En revanche, le poster du 27ème festival a éveillé la mémoire littéraire des Iraniens en évoquant le Simorgh, l’oiseau légendaire mentionné à foison dans les textes antiques iraniens, notamment dans le Shâhnâmeh (Le livre des rois) de Ferdowsi, au Xème siècle. D’après le Shâhnâmeh, cet oiseau habite au sommet du mont Qâf et c’est lui qui se chargea de l’éducation du héros Zâl durant son enfance, et qui aida Rostam dans la bataille contre Esfandiâr. Mais cette affiche fait plutôt allusion au poème de Attâr Neyshâbouri, soufi et mystique iranien du XIIème siècle, qui a mis en vers l’histoire symbolique de trente oiseaux (si-morgh) à la recherche de la vérité absolue. Cette allusion directe à la mémoire collective des Iraniens est plus immédiatement recevable par un spectateur iranien. C’est également ce même oiseau qui est le symbole du festival. Le Simorgh d’Or, prix du festival de Fadjr, tire également et son nom et sa forme du même oiseau iranien. La 27ème affiche du festival fait allusion à une autre représentation culturelle iranienne, la maison en brique et la porte en bois propre au style de vie persan d’autrefois, encore en usage dans les régions traditionnelles des provinces et de la capitale. Le tapis et les fleurs grimpantes constituent d’autres motifs symboliques iraniens qui font transporter le spectateur dans un autre temps et espace. Cette rencontre entre le monde cinématographique et celui des fins fonds de la culture iranienne offre une originalité exceptionnelle aux affiches publicitaires.
Par contre, le 15ème festival va à la rencontre du public avec une teinte plutôt religieuse. Les motifs floraux sur fond bleu évoquent les mosquées à l’iranienne et la bougie au milieu éclaire la scène tout en incarnant la chaleur et la spiritualité. Dans cette affiche, c’est la bougie qui représente le cinéma tandis que dans une autre affiche de la même année, c’est l’arbre qui pousse du même arrière-plan floral, et dont les branches représentent le monde du cinéma. La 14ème affiche, explicitement associée à la littérature par un cadre qui précise « cinéma et littérature » est l’image d’une plume et d’un œil au milieu, représentant respectivement la littérature et le cinéma, qui regarde et qui met en scène, et qui concrétise les phrases écrites et le monde abstrait des livres. L’image d’une femme, apparemment une statue antique avec les yeux et la bouche fermés, remplit le fond du poster à côté de quelques noms de grandes figures du cinéma mondial.
Le poster du 11ème festival du théâtre de Fadjr, plus classique encore, est le fameux masque théâtral parfois triste, calme, content ou indifférent, ici démultiplié et multicolore, dont la neutralité est atténuée par des motifs floraux proprement iraniens en bas de l’affiche.
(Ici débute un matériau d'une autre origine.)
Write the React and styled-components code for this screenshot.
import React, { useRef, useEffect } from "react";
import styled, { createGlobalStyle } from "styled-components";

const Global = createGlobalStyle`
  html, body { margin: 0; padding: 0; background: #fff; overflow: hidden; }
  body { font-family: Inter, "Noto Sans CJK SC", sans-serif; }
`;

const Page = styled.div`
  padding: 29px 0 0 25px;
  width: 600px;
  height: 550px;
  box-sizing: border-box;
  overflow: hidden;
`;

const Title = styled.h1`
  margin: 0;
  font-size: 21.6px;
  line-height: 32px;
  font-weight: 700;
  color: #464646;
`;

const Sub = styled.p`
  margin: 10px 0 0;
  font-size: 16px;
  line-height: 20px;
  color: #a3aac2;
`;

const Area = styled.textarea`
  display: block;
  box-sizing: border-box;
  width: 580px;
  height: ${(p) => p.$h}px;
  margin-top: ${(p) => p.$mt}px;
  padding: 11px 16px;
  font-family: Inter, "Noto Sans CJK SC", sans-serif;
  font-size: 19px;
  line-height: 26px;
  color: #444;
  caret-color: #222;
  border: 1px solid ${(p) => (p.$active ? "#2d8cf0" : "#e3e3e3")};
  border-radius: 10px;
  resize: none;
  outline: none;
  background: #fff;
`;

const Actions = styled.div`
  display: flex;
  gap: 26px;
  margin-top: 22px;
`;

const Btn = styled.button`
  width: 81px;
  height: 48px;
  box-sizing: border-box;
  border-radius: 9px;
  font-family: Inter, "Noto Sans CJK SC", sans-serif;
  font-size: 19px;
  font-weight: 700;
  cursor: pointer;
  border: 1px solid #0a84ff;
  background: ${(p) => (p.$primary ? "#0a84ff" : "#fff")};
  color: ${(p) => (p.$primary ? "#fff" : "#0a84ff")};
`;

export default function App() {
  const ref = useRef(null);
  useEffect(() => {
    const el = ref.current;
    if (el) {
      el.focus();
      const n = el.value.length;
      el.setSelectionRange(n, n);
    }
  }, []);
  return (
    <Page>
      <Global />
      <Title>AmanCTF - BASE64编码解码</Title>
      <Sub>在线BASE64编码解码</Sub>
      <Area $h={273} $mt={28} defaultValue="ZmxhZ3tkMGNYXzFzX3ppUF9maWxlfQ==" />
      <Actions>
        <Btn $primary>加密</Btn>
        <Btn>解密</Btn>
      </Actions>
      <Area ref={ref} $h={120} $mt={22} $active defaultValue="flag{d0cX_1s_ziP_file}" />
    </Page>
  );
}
Dans les 7ème et 8ème affiches, on retrouve encore les mêmes fleurs et le même masque, cette fois souriant, et deux mains, l’une tenant les fleurs et l’autre le masque dans la première affiche, et des négatifs volants dans la deuxième.
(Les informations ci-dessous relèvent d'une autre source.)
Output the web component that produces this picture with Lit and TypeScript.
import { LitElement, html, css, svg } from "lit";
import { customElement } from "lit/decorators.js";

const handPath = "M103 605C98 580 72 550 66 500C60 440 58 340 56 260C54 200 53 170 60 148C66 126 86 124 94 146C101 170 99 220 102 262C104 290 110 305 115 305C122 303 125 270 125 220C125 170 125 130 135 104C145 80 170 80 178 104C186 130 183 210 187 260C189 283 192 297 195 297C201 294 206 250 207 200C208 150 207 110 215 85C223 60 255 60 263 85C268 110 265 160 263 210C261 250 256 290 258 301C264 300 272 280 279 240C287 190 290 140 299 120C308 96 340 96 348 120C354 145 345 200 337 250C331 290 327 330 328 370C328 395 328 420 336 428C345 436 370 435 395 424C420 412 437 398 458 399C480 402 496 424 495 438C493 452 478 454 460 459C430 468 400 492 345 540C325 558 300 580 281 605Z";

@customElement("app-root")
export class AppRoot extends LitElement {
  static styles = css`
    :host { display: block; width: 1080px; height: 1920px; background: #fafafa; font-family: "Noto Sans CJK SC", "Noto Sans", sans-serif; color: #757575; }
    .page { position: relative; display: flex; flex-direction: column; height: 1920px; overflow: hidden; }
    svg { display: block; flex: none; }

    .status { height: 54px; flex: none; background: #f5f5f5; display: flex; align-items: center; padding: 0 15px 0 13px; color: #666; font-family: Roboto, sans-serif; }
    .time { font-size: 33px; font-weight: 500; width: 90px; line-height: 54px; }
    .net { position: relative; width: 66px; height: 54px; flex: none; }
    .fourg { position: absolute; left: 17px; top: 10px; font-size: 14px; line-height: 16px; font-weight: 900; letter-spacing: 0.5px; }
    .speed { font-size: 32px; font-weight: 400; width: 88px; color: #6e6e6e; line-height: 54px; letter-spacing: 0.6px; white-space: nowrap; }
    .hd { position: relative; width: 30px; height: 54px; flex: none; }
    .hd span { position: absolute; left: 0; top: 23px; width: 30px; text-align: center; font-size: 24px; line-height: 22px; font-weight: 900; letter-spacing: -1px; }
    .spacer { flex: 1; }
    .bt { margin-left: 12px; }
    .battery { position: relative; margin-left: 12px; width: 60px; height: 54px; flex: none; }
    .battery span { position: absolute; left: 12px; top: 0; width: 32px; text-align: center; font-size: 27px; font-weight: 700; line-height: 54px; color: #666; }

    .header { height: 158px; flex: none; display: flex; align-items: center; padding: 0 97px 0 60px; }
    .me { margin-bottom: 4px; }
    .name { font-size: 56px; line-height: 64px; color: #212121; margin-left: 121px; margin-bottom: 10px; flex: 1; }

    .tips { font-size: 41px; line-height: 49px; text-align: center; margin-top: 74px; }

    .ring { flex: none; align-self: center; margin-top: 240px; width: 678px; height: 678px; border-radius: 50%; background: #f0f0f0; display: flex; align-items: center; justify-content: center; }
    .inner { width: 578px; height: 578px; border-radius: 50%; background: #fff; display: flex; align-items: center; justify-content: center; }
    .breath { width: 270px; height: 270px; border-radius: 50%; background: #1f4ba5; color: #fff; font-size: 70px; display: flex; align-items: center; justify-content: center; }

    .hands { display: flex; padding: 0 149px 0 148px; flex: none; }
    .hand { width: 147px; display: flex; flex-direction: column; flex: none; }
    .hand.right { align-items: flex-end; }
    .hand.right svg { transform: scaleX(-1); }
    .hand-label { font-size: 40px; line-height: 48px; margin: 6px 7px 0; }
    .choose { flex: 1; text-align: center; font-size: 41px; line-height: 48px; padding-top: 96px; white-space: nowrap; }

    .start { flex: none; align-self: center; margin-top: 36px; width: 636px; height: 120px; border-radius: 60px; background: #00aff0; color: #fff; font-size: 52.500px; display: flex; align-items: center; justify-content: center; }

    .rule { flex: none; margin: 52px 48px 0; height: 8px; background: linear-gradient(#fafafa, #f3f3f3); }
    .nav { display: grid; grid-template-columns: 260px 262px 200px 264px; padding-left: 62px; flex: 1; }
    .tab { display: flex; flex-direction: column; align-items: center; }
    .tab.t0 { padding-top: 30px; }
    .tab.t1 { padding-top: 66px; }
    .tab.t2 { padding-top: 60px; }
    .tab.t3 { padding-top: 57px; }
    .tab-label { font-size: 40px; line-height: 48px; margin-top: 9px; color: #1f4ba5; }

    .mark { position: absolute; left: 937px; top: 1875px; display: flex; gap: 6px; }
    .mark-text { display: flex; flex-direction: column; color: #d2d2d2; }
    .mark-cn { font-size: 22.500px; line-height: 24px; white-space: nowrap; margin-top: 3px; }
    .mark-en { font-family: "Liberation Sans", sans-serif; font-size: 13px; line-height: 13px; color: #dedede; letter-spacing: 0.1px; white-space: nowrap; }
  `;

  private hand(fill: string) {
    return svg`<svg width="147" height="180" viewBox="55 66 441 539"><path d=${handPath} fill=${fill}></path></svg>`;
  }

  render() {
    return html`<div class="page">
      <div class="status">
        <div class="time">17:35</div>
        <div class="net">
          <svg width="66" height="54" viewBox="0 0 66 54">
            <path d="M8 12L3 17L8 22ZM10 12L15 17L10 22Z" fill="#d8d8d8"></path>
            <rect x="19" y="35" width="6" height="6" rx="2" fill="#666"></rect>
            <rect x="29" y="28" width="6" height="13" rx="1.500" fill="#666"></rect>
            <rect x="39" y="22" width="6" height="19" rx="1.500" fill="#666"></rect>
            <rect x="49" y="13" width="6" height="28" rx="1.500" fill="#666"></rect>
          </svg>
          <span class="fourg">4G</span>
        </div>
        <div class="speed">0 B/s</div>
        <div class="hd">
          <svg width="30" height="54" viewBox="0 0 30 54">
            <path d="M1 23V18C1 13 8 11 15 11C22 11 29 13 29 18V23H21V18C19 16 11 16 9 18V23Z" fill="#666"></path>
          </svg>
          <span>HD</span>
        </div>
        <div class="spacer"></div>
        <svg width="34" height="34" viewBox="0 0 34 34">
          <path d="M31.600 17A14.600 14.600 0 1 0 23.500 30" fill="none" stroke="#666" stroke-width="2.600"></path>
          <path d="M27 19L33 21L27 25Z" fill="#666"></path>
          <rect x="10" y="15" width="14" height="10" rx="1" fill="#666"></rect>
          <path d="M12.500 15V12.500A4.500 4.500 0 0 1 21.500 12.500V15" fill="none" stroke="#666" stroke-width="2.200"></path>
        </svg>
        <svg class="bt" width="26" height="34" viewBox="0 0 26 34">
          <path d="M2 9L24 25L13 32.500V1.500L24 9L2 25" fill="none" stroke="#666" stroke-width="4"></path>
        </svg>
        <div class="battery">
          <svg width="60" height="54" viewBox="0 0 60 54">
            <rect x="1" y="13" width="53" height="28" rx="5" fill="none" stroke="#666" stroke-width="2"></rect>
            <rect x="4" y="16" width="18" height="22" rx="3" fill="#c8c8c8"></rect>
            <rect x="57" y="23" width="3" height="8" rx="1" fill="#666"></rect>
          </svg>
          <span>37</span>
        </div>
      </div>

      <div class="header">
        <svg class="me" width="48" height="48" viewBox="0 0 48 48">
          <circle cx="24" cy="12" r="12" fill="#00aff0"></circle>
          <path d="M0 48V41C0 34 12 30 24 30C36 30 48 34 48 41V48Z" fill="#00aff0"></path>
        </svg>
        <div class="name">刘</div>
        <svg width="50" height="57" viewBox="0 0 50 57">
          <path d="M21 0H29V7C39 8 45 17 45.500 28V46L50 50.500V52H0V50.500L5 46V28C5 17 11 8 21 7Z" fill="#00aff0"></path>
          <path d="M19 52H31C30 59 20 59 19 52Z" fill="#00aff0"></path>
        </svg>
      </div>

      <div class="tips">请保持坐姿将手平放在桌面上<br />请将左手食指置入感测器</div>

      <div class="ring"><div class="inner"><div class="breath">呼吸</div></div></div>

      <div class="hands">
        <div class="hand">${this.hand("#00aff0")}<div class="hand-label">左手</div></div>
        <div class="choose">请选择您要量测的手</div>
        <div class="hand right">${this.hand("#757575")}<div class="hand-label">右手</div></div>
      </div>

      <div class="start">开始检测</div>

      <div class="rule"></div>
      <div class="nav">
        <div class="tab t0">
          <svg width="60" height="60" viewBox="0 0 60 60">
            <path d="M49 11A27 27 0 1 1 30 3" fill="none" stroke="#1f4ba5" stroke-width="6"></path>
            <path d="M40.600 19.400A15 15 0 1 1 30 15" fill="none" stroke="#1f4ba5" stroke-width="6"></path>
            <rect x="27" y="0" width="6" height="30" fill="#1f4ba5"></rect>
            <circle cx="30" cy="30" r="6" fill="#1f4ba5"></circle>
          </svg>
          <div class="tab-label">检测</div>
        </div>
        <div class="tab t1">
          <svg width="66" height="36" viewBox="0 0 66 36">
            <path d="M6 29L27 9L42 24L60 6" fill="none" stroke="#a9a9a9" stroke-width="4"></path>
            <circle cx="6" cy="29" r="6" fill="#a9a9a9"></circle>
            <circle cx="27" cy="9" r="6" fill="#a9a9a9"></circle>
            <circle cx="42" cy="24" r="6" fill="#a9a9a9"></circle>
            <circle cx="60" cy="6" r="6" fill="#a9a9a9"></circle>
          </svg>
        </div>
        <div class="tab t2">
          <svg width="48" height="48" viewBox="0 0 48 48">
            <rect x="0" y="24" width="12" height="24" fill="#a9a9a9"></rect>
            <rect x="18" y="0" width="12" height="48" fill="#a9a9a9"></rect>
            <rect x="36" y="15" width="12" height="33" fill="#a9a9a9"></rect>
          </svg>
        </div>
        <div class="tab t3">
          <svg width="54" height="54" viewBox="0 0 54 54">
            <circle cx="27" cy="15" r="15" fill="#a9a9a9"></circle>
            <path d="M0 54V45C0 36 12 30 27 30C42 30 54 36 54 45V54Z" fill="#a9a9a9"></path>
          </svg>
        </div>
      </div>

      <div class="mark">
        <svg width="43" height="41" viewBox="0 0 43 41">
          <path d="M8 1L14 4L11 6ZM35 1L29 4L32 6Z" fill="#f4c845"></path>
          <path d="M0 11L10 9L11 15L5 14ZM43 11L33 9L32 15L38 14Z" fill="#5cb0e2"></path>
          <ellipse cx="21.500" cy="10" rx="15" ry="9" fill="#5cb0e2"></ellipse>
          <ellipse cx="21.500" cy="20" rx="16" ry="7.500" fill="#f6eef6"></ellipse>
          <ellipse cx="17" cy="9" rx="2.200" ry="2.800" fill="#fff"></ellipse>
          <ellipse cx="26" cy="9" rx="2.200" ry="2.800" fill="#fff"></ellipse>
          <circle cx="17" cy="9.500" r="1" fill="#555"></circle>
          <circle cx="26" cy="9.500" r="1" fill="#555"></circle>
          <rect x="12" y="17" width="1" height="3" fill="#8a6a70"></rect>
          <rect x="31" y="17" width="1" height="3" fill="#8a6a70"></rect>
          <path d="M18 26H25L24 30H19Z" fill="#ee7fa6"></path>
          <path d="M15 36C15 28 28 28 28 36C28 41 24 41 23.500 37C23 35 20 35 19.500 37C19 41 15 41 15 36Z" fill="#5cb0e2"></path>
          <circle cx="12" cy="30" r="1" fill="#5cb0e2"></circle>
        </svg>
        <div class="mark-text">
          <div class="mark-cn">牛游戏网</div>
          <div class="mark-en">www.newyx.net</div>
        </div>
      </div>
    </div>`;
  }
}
C’est ainsi que durant toutes ces années, on a tenu à mettre à l’honneur les valeurs nationales tout en accueillant des apports symboliques ou figuratifs étrangers. Dans certaines affiches, l’histoire iranienne a été mise en valeur, dans d’autres la littérature, l’épopée, le folklore et la culture populaire. Certaines affiches sont plus abstraites tandis que d’autres essayent de rendre de plus en plus palpable l’événement dont ils rendent compte. L’imaginaire joue également un rôle important dans la création et la combinaison des images. Comme on l’a vu, l’artiste semble avoir laissé le champ libre, dans toutes les affiches, à son imagination. Dans la quasi-totalité des affiches, l’angle de vue est vertical et la taille du plan est proportionnelle au motif et à la figure principale de l’affiche. Quant au choix du cadrage, il varie selon les affiches et les concepteurs des affiches. Parfois l’affiche donne cette impression que les images sont découpées et incrustées les unes dans les autres comme dans les affiches des 8ème et 15ème festivals. Toutes les affiches sont accompagnées d’explications écrites, la plupart du temps en calligraphie persane, comme le numéro du festival, la date et le thème principal (s’il est précis). Les images sont donc parfois stéréotypées comme le Simorgh, la porte en bois, les motifs floraux et parfois plutôt symboliques, à l’image du désert. Dans cette affiche, on retrouve de petites histoires iconologiques qui ont recours aux mythographies. Les images, dirait-on, sont parfois figées, c’est-à-dire qu’aucun sentiment de mouvement n’est suggéré dans le dessin, comme pour l’image du 7ème festival, par contre certaines autres comme celles des 8ème et 27ème festivals suggèrent un sentiment de légèreté et d’animation.
Les affiches sont nombreuses et leur traitement demande du temps et de l’espace. Elles sont remplies de détails et de finesse, et peuvent donner lieu à des analyses approfondies. Chaque petite partie, chaque motif et mot, contient une forte charge culturelle, historique, artistique et littéraire.